May 20, 2014 § 1 Comment
We (the Royal “we”) interrupt the scheduled postings for this blog to tell you about the FABULOUS movie I saw this past Saturday night.
The film is Next Year Jerusalem. As it happens, I know about the movie because I know the filmmaker personally. But, before you start thinking that I’m just pushing my friend’s project because he’s my friend: stop thinking that! If you’ve ever known anyone who’s made something truly excellent, you’ll know the feeling where on the one hand is the regular guy you know and make jokes with and then there’s this other really talented artist who created this amazing thing and you’re honored and surprised to realize that you know him too. It was like that.
Anyway, here’s what you need to know:
1. Next Year Jerusalem is currently screening in NYC through May 22 at Quad Cinema, 34 West 13th Street, New York, NY – (212) 255-8800. Tickets are available for purchase at movietickets.com – search zip code 10011 for the Quad and select appropriate dates and showtimes.
2. The film will screen in Los Angeles May 30 – June 5 at Laemmle Cinemas, Locations and Showtimes TBD – (212) 255-8800. (If you live in or near LA, please consider going to see the film in honor of my June 4 birthday. Seriously!)
3. You can see a trailer for the film here!
The movie is about eight residents of an old folks’ home in CT who take an unlikely but inspiring trip to Israel. Honestly: I’m not a fan of old people. I do not swoon for Young @ Heart, Dr. Ruth never made me anything but uncomfortable, and while I just tolerate Santa, I see Scrooge as a fairly accurate portrayal of the majority of people in his age group. So, I expected to appreciate this movie but not to really like and enjoy it. But I did! That is how good Next Year Jerusalem is. Because it’s really about how we choose to live our lives – the classic Viktor Frankl: “Everything can be taken from a man but one thing: the last of the human freedoms—to choose one’s attitude in any given set of circumstances, to choose one’s own way.”
I do hope you’ll see the film – or, if you can’t, that you’ll sign up for news about future screenings and the DVD release – and then leave a comment with your thoughts.

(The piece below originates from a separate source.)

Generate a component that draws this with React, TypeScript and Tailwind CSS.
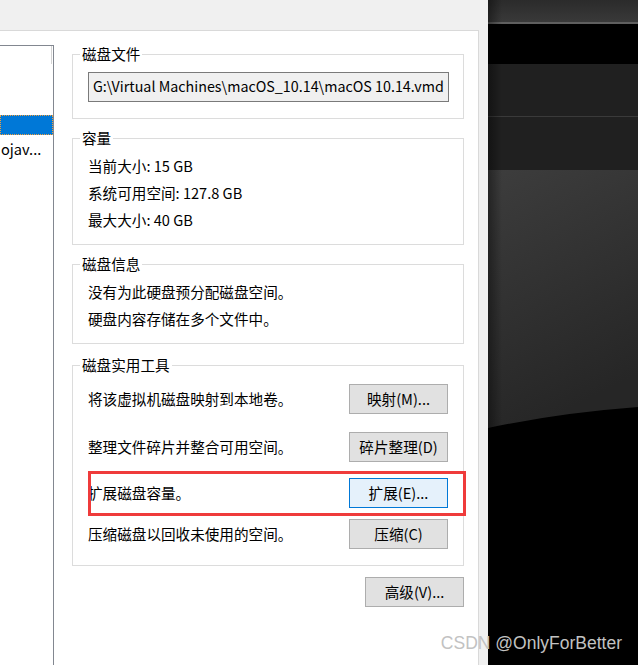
import type { ReactNode } from "react";

const ui = "font-['Noto_Sans_CJK_SC','Noto_Sans',sans-serif] text-[14.6px] text-black";

function Group({
  title,
  className = "",
  children,
}: {
  title: string;
  className?: string;
  children: ReactNode;
}) {
  return (
    <fieldset className={`border border-[#dcdcdc] ${className}`}>
      <legend className="ml-[7px] px-[2px] leading-[20px]">{title}</legend>
      {children}
    </fieldset>
  );
}

function Button({ label, active = false }: { label: string; active?: boolean }) {
  return (
    <button
      className={`h-[30px] w-[99px] shrink-0 border leading-none ${
        active ? "border-[#0078d7] bg-[#e5f1fb]" : "border-[#adadad] bg-[#e1e1e1]"
      }`}
    >
      {label}
    </button>
  );
}

const tools = [
  { text: "将该虚拟机磁盘映射到本地卷。", button: "映射(M)...", gap: "mt-[9px]" },
  { text: "整理文件碎片并整合可用空间。", button: "碎片整理(D)", gap: "mt-[18px]" },
  { text: "扩展磁盘容量。", button: "扩展(E)...", gap: "mt-[16px]", marked: true },
  { text: "压缩磁盘以回收未使用的空间。", button: "压缩(C)", gap: "mt-[11px]" },
];

function SidePanel() {
  return (
    <div className="relative flex w-[150px] shrink-0 flex-col bg-black">
      <div className="h-[22px] bg-gradient-to-b from-[#2b2b2b] to-[#393939]" />
      <div className="h-[2px] bg-[#5f5f5f]" />
      <div className="h-[40px] bg-black" />
      <div className="h-[52px] bg-[#202020]" />
      <div className="h-[1px] bg-[#3a3a3a]" />
      <div className="h-[53px] bg-[#202020]" />
      <svg width="150" height="260" viewBox="0 0 150 260" className="block">
        <defs>
          <linearGradient id="gloss" x1="0" y1="0" x2="0.3" y2="1">
            <stop offset="0" stopColor="#3d3d3d" />
            <stop offset="1" stopColor="#262626" />
          </linearGradient>
        </defs>
        <path d="M0 0 H150 V237 Q70 243 0 258 Z" fill="url(#gloss)" />
      </svg>
      {/* shadow cast by the dialog edge */}
      <div className="pointer-events-none absolute inset-y-0 left-0 w-[14px] bg-gradient-to-r from-black/40 to-transparent" />
    </div>
  );
}

export default function App() {
  return (
    <div className={`relative flex h-[665px] w-[638px] overflow-hidden ${ui}`}>
      <div className="flex w-[488px] shrink-0 flex-col bg-[#f0f0f0]">
        <div className="h-[30px] shrink-0" />
        <div className="flex w-[479px] flex-1 border-t border-r border-[#d9d9d9] bg-white">
          {/* device list, cut off on the left */}
          <div className="mt-[14px] flex w-[54px] shrink-0 flex-col border-t border-r border-[#828790]">
            <div className="h-[69px]">
              <div className="ml-auto mr-[1px] h-[18px] w-[1px] bg-[#d4d4d4]" />
            </div>
            <div className="h-[20px] border border-dotted border-[#f2a03d] bg-[#0078d7]" />
            <div className="pl-[1px] leading-[27px] whitespace-nowrap">ojav...</div>
          </div>

          <div className="ml-[18px] flex w-[392px] shrink-0 flex-col">
            <Group title="磁盘文件" className="mt-[13px] pb-[16px]">
              <div className="mt-[8px] ml-[15px] flex h-[30px] w-[361px] items-center overflow-hidden border border-[#7a7a7a] bg-[#f0f0f0] pb-[2px] pl-[4px] text-[14.3px] whitespace-nowrap">
                {"G:\\Virtual Machines\\macOS_10.14\\macOS 10.14.vmd"}
              </div>
            </Group>

            <Group title="容量" className="mt-[9px] pt-[4px] pb-[11px]">
              <div className="pl-[15px] leading-[27px]">
                <div>当前大小: 15 GB</div>
                <div>系统可用空间: 127.8 GB</div>
                <div>最大大小: 40 GB</div>
              </div>
            </Group>

            <Group title="磁盘信息" className="mt-[9px] pt-[4px] pb-[11px]">
              <div className="pl-[15px] leading-[27px]">
                <div>没有为此硬盘预分配磁盘空间。</div>
                <div>硬盘内容存储在多个文件中。</div>
              </div>
            </Group>

            <Group title="磁盘实用工具" className="mt-[11px] pb-[16px]">
              {tools.map((t) => (
                <div
                  key={t.button}
                  className={`relative flex h-[30px] items-center justify-between px-[15px] ${t.gap}`}
                >
                  <span>{t.text}</span>
                  <Button label={t.button} active={t.marked} />
                  {t.marked && (
                    <div className="pointer-events-none absolute -top-[7px] -right-[3px] -bottom-[8px] left-[15px] border-[3px] border-[#ef3b3b]" />
                  )}
                </div>
              ))}
            </Group>

            <div className="mt-[11px] self-end">
              <Button label="高级(V)..." />
            </div>
          </div>
        </div>
      </div>

      <SidePanel />

      <div className="pointer-events-none absolute right-[16px] bottom-[9px] font-['Liberation_Sans',sans-serif] text-[17.5px] text-[#c2c2c2]">
        CSDN @OnlyForBetter
      </div>
    </div>
  );
}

May 12, 2014 § Leave a comment
Gretchen Rubin‘s blog first introduced me to the idea that I could choose/identify my own patron saints. These people don’t have to be actual saints (they probably aren’t), but they do somehow speak to or inspire you in a personal and meaningful way. It’s kind of like “who are your influences?” but much better. Gretchen’s blog about it is here and mine is here.
A couple of weeks ago, I turned on the radio to listen while I washed some dishes and I caught the middle of Jessie Thorn’s interview with Rick Moranis. As someone who spent what must amount to days – if not weeks – of my youth watching Spaceballs and Ghostbusters (and Ghostbusters 2) over and over and over (and over and over . . .), I’ve long been a big fan. Still, I hadn’t realized that he’d actively taken himself out of “the business” in order to raise his kids after his wife died. In the interview, (this part’s around 20 minutes in) he says “Stuff happens to people every day and they make adjustments in their lives for all kinds of reasons. There was nothing unusual about what happened or what I did . . .” Later, when Jessie Thorn asks about his giving up being a creative person when he gave up his show biz career, his response is perfect: “I was the same person. I didn’t change. I just shifted my focus.”
Listening to him talk about the choices he made and living his life, writ large, as a Creative Person felt like talking to a mentor. I worried so much when I got pregnant about what it would mean for my career – that any let-up in the pressure I was applying to my career in a constant attempt to move it forward spelled doom. And as major life events have continued to unfold even after (and independent of) the birth of my son, I’ve continued to worry in a similar way about what my inability to give 100% effort to my career 100% of the time will mean. Of course I don’t know what it will mean and of course no one can know. But it sounds like Rick Moranis wasn’t afraid to do what he had to do – and what he wanted to do – and didn’t apologize for making choices in line with his values. I think he’s a fine example and an excellent reminder for the rest of us not to let that death-grip-of-fear – “what will happen if I change or deviate?!” – dictate our behavior.
How about you? Have you ever been spontaneously mentored? What was your experience and how did it help you?